The Rise of Universities.34 – An important phase of this period of mediaeval development was the rise of universities. Many causes led to their establishment. In the eleventh century the development of independent municipal power brought the noble and the burgher upon the same level, and developed a common sentiment for education. The activity of the crusades, already referred to, developed a thirst for knowledge. There was also a gradual growth of traditional learning, an accumulation of knowledge of a certain kind, which needed classification, arrangement, and development. By degrees the schools of Arabia, which had been prominent in their development, not only of Oriental learning but of original investigation, had given a quickening impulse to learning throughout southern Europe. The great division of the church between the governed and governing had led to the development of a strong lay feeling as opposed to monasticism or ecclesiasticism. Perhaps the growth of local representative government had something to do with this.
But the time came when great institutions were chartered at these centres of learning. Students flocked to Bologna, where law was taught; to Salerno, where medicine was the chief subject; and to Paris, where philosophy and theology predominated. At first these schools were open to all, without special rules. Subsequently they were organized, and finally were chartered. In those days students elected their own instructors and built up their own organization. The schools were usually called universitas magistrorum et scholarium. They were merely assemblages of students and instructors, a sort of scholastic guild or combination of teachers and scholars, formed first for the protection of their members, and later allowed by pope and emperor the privilege of teaching, and finally given the power by these same authorities to grant degrees. The result of these schools was the widening of the influence of education.

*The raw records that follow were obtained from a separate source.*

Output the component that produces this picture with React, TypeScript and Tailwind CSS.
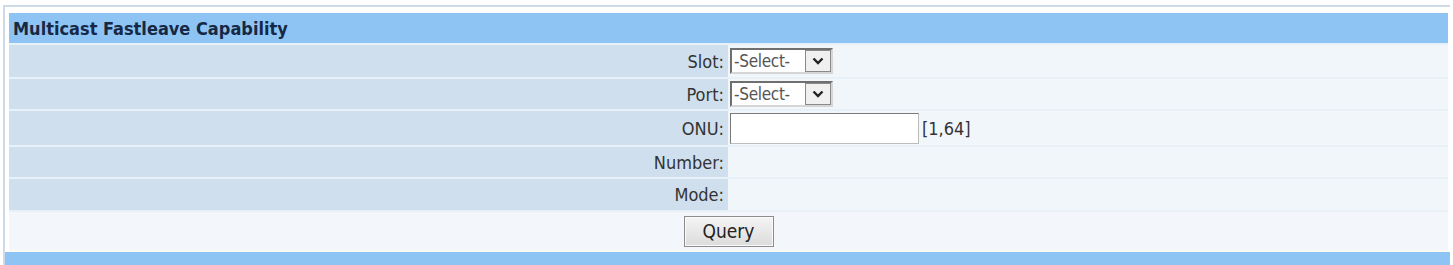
const font = { fontFamily: '"DejaVu Sans Condensed", "DejaVu Sans", sans-serif' };

function SelectBox() {
  return (
    <div className="flex h-[26px] w-[103px] border-2 border-t-[#6f6f6f] border-l-[#6f6f6f] border-r-[#d6d6d6] border-b-[#d6d6d6] bg-white">
      <span className="flex-1 pl-[2px] text-[17px] leading-[22px] tracking-[-0.3px] text-[#555]">-Select-</span>
      <span className="flex w-[26px] items-center justify-center border border-[#8a8a8a] bg-[#f0f0f0]">
        <svg width="12" height="8" viewBox="0 0 12 8">
          <path d="M1.5 1.5 L6 6 L10.5 1.5" fill="none" stroke="#222" strokeWidth="2.4" />
        </svg>
      </span>
    </div>
  );
}

function Row({ label, h, children }: { label: string; h: string; children?: React.ReactNode }) {
  return (
    <div className={`grid grid-cols-[719px_1fr] ${h}`}>
      <div className="flex items-center justify-end bg-[#cfdfee] pr-[4px] text-[18px] text-[#333]">{label}</div>
      <div className="flex items-center gap-[3px] bg-[#f1f6fb] pl-[2px] text-[18px] text-[#333]">{children}</div>
    </div>
  );
}

export default function App() {
  return (
    <div className="h-[265px] w-[1453px] overflow-hidden bg-white pl-[3px] pt-[5px]" style={font}>
      <div className="w-[1447px] border-l-2 border-t-2 border-[#cddbe8] bg-white pl-[4px] pt-[6px]">
        <div className="w-[1439px]">
          <div className="flex h-[30px] items-center bg-[#8ec4f4] pl-[4px] text-[18px] font-bold text-[#172844]">
            Multicast Fastleave Capability
          </div>
          <div className="flex flex-col gap-[2px] bg-[#e9f1f8] pt-[2px]">
            <Row label="Slot:" h="h-[32px]">
              <SelectBox />
            </Row>
            <Row label="Port:" h="h-[30px]">
              <SelectBox />
            </Row>
            <Row label="ONU:" h="h-[34px]">
              <input className="h-[31px] w-[189px] border border-t-[#7a7a7a] border-l-[#7a7a7a] border-r-[#bcbcbc] border-b-[#bcbcbc] bg-white outline-none" />
              <span>[1,64]</span>
            </Row>
            <Row label="Number:" h="h-[30px]" />
            <Row label="Mode:" h="h-[31px]" />
            <div className="flex h-[38px] items-center justify-center bg-[#f3f7fc]">
              <button className="h-[31px] w-[90px] border border-[#8c8c8c] bg-gradient-to-b from-[#f4f4f4] to-[#dcdcdc] text-[19px] text-[#222] shadow-[inset_0_0_0_1px_#fafafa]">
                Query
              </button>
            </div>
          </div>
          <div className="h-[2px] bg-[#fbfbf3]" />
          <div className="-ml-[4px] h-[20px] w-[1445px] bg-[#8ec4f4]" />
        </div>
      </div>
    </div>
  );
}
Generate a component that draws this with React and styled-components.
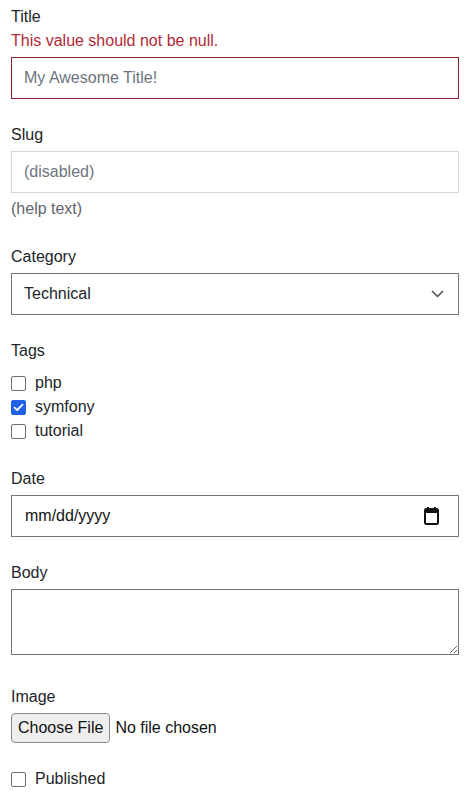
import React from "react";
import styled, { createGlobalStyle } from "styled-components";

const Global = createGlobalStyle`
  html, body { margin: 0; padding: 0; background: #fff; }
  body {
    font-family: "Liberation Sans", Arial, sans-serif;
    font-size: 16px;
    line-height: 24px;
    color: #212529;
  }
  * { box-sizing: border-box; }
`;

const Form = styled.form`
  width: 472px;
  padding: 5px 13px 0 11px;
  display: flex;
  flex-direction: column;
`;

const Group = styled.div`
  margin-bottom: ${(p) => p.$mb ?? 24}px;
  display: flex;
  flex-direction: column;
  align-items: stretch;
`;

const Label = styled.label`
  display: block;
  font-size: 16px;
  line-height: 24px;
  color: #212529;
  margin-bottom: 4px;
`;

const Error = styled.span`
  display: block;
  color: #b02a37;
`;

const TextInput = styled.input`
  display: block;
  width: 100%;
  height: 42px;
  padding: 0 12px;
  font: inherit;
  color: #212529;
  background: #fff;
  border: 1px solid ${(p) => (p.$invalid ? "#8f2231" : p.disabled ? "#d6d6d6" : "#767676")};
  border-radius: 0;
  outline: none;
  &::placeholder { color: #6c737d; opacity: 1; }
`;

const Help = styled.div`
  margin-top: 4px;
  color: #5f656c;
`;

const SelectWrap = styled.div`
  position: relative;
`;

const Select = styled.select`
  appearance: none;
  -webkit-appearance: none;
  display: block;
  width: 100%;
  height: 42px;
  padding: 0 40px 0 12px;
  font: inherit;
  color: #212529;
  background: #fff;
  border: 1px solid #767676;
  border-radius: 0;
  outline: none;
`;

const Chevron = styled.svg`
  position: absolute;
  right: 15px;
  top: 17px;
  pointer-events: none;
`;

const CheckList = styled.div`
  padding-top: ${(p) => p.$pt ?? 4}px;
  display: flex;
  flex-direction: column;
`;

const CheckRow = styled.label`
  display: flex;
  align-items: center;
  height: 24px;
  gap: 9px;
  color: #212529;
`;

const Box = styled.span`
  width: 15px;
  height: 15px;
  flex: none;
  border-radius: 2px;
  border: 1px solid ${(p) => (p.$checked ? "#1f62e8" : "#6f6f6f")};
  background: ${(p) => (p.$checked ? "#1f62e8" : "#fff")};
  display: flex;
  align-items: center;
  justify-content: center;
`;

const DateField = styled.div`
  height: 42px;
  border: 1px solid #767676;
  display: flex;
  align-items: center;
  justify-content: space-between;
  padding: 0 19px 0 13px;
  color: #111;
`;

const TextArea = styled.textarea`
  display: block;
  width: 100%;
  height: 66px;
  padding: 8px 12px;
  font: inherit;
  border: 1px solid #767676;
  border-radius: 0;
  margin-bottom: 6px;
  resize: vertical;
  outline: none;
`;

const FileRow = styled.div`
  display: flex;
  align-items: center;
  gap: 5px;
  height: 30px;
`;

const FileButton = styled.span`
  height: 30px;
  display: flex;
  align-items: center;
  padding: 0 6px;
  background: #efefef;
  border: 1px solid #8a8a8a;
  border-radius: 4px;
  color: #111;
`;

const FileText = styled.span`
  color: #111;
`;

function Check({ label, checked }) {
  return (
    <CheckRow>
      <Box $checked={checked}>
        {checked && (
          <svg width="11" height="9" viewBox="0 0 11 9">
            <path d="M1.5 4.6 L4.2 7.2 L9.5 1.6" fill="none" stroke="#fff" strokeWidth="1.8" strokeLinecap="round" strokeLinejoin="round" />
          </svg>
        )}
      </Box>
      {label}
    </CheckRow>
  );
}

export default function App() {
  return (
    <>
      <Global />
      <Form onSubmit={(e) => e.preventDefault()}>
        <Group>
          <Label>
            Title
            <Error>This value should not be null.</Error>
          </Label>
          <TextInput $invalid placeholder="My Awesome Title!" />
        </Group>

        <Group>
          <Label>Slug</Label>
          <TextInput disabled placeholder="(disabled)" />
          <Help>(help text)</Help>
        </Group>

        <Group>
          <Label>Category</Label>
          <SelectWrap>
            <Select defaultValue="technical">
              <option value="technical">Technical</option>
            </Select>
            <Chevron width="13" height="8" viewBox="0 0 13 8">
              <path d="M1 1 L6.5 6.5 L12 1" fill="none" stroke="#4a4a4a" strokeWidth="1.5" />
            </Chevron>
          </SelectWrap>
        </Group>

        <Group>
          <Label>Tags</Label>
          <CheckList>
            <Check label="php" />
            <Check label="symfony" checked />
            <Check label="tutorial" />
          </CheckList>
        </Group>

        <Group>
          <Label>Date</Label>
          <DateField>
            <span>mm/dd/yyyy</span>
            <svg width="15" height="18" viewBox="0 0 15 18">
              <rect x="3" y="0" width="2" height="3" fill="#111" />
              <rect x="10" y="0" width="2" height="3" fill="#111" />
              <rect x="1" y="2" width="13" height="15" rx="1.5" fill="none" stroke="#111" strokeWidth="2" />
              <rect x="1" y="2" width="13" height="4" fill="#111" />
            </svg>
          </DateField>
        </Group>

        <Group>
          <Label>Body</Label>
          <TextArea rows={2} />
        </Group>

        <Group>
          <Label>Image</Label>
          <FileRow>
            <FileButton>Choose File</FileButton>
            <FileText>No file chosen</FileText>
          </FileRow>
        </Group>

        <Group $mb={0}>
          <CheckList $pt={0}>
            <Check label="Published" />
          </CheckList>
        </Group>
      </Form>
    </>
  );
}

The universities proposed to teach what was found in a new and revived literature and to adopt a new method of presenting truth. Yet, with all these widening foundations, there was a tendency to be bound by traditional learning. The scholastic philosophy itself invaded the universities and had its influence in breaking down the scientific spirit. Not only was this true of the universities of the continent, but of those of England as well. The German universities, however, were less affected by this tendency of scholasticism. Founded at a later period, when the Renaissance was about to be merged into the Reformation, there was a wider foundation of knowledge, a more earnest zeal in its pursuit, and also a tendency for the freedom and activity of the mind which was not observed elsewhere.